### Task details
In the records below, find the line containing "Give me the" and the line containing "const tabs = ['Anexo". Give again exactly those lines and every line between them, omitting the pictures.

### Given records
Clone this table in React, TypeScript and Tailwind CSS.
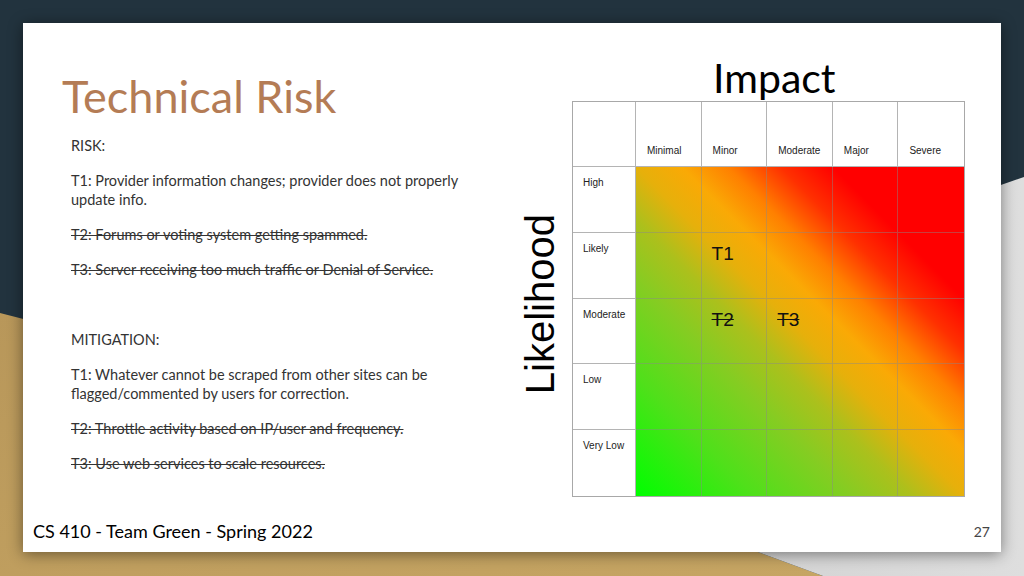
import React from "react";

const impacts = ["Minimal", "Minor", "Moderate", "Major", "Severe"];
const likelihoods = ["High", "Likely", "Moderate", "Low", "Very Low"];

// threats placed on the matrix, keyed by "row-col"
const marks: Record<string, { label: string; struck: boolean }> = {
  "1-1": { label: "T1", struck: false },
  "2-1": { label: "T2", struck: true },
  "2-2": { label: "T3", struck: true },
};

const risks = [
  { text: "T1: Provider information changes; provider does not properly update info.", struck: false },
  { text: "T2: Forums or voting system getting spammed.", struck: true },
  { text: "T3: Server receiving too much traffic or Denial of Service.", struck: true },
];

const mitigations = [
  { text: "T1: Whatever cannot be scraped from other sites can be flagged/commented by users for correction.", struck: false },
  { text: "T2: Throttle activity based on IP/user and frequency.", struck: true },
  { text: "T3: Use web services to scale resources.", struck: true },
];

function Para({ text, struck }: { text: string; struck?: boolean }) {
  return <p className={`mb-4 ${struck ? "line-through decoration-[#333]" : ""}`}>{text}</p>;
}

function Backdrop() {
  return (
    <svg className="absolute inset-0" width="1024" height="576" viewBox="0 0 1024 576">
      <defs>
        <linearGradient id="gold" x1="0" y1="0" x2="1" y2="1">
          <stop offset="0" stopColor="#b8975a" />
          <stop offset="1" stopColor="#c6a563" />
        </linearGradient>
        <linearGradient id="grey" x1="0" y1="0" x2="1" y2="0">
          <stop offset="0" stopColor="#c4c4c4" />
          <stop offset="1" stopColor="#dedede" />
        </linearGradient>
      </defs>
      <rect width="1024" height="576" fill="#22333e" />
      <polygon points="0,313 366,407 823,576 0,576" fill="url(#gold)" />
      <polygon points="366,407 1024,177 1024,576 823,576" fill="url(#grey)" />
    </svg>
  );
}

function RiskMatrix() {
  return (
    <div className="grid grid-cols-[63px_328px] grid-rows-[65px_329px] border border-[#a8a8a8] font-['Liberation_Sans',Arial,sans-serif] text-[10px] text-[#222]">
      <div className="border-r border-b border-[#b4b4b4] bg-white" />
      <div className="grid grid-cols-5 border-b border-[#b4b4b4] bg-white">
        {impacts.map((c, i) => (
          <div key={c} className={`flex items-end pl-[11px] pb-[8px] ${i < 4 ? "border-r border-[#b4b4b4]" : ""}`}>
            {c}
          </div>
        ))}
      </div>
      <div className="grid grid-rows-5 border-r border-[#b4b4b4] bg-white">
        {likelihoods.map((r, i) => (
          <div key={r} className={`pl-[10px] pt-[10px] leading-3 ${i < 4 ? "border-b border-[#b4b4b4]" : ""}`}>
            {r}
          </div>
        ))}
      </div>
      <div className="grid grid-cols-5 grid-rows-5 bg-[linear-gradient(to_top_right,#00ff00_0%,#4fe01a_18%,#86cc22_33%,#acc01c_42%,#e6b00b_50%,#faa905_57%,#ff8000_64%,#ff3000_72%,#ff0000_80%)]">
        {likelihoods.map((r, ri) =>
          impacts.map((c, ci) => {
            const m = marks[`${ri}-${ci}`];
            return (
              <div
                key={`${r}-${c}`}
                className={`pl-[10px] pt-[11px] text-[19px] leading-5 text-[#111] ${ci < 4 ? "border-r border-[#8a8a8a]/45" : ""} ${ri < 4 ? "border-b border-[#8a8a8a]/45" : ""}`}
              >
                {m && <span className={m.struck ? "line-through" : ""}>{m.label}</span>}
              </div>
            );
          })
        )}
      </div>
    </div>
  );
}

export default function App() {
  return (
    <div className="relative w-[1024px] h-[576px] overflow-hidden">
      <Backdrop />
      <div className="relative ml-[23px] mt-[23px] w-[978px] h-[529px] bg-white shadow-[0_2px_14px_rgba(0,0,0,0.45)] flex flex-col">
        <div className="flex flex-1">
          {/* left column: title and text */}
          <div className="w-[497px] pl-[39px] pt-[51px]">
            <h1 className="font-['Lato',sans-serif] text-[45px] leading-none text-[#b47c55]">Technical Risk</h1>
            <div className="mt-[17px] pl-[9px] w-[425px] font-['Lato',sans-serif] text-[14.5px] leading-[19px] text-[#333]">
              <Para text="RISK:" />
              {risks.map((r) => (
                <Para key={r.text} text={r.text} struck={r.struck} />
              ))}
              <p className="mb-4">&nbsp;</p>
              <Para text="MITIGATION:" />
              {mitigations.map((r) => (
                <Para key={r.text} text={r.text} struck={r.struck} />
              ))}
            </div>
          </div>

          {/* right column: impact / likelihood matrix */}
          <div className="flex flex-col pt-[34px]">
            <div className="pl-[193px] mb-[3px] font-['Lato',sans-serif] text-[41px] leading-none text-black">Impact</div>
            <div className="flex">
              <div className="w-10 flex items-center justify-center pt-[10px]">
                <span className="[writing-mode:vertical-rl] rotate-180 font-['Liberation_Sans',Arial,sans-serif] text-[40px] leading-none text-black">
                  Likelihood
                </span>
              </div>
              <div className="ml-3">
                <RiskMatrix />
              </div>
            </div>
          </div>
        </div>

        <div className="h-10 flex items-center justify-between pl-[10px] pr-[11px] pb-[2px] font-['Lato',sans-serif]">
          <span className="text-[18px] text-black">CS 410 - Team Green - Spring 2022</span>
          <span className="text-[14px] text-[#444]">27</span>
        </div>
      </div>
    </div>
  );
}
--
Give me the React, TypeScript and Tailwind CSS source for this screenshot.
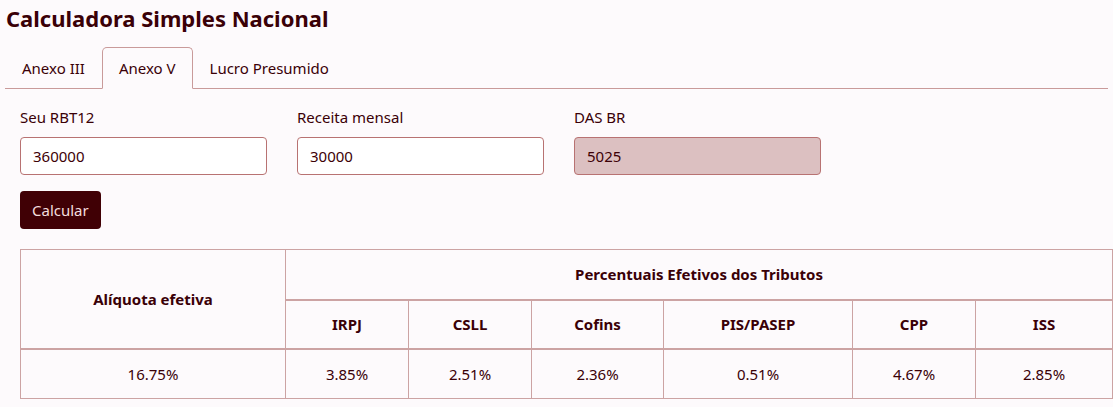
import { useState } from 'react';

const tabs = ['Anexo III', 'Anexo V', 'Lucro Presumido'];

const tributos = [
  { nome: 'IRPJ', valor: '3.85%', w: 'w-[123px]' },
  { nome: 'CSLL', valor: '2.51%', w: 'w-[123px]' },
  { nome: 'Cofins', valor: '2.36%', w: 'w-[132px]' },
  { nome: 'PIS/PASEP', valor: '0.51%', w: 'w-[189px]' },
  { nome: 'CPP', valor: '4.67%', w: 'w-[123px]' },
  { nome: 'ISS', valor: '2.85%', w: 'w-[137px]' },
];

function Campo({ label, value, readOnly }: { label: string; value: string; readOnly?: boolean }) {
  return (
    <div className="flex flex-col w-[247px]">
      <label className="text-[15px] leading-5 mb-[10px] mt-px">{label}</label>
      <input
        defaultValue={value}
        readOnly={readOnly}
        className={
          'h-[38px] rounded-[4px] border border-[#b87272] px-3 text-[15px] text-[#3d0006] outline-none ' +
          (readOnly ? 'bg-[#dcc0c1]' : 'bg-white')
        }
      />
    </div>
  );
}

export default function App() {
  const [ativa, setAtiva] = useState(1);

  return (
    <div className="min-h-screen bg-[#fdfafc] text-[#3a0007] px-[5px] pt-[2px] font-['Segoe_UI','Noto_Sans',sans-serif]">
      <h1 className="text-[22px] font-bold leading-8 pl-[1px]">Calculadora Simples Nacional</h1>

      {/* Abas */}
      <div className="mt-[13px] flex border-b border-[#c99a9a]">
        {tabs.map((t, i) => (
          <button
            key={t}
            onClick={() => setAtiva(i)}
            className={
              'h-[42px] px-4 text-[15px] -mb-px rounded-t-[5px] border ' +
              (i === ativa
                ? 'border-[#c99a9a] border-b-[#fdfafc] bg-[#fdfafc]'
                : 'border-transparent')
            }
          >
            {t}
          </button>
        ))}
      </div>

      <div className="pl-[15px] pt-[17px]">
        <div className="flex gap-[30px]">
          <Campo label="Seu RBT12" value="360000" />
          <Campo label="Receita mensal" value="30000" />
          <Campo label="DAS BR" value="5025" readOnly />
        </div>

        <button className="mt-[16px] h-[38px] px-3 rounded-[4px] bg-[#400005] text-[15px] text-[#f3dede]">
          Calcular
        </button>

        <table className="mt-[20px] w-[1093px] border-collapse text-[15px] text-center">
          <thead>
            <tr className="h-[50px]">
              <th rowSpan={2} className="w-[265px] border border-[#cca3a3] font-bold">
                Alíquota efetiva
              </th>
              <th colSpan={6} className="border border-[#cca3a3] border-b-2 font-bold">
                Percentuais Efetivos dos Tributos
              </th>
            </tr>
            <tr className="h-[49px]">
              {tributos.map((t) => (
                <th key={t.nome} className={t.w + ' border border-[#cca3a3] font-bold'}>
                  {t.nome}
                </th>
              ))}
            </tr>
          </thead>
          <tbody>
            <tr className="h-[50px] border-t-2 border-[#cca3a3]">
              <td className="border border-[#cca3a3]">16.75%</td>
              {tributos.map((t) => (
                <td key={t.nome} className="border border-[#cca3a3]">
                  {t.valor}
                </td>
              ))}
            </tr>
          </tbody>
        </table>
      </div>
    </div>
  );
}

### Solved problem
Give me the React, TypeScript and Tailwind CSS source for this screenshot.
import { useState } from 'react';

const tabs = ['Anexo III', 'Anexo V', 'Lucro Presumido'];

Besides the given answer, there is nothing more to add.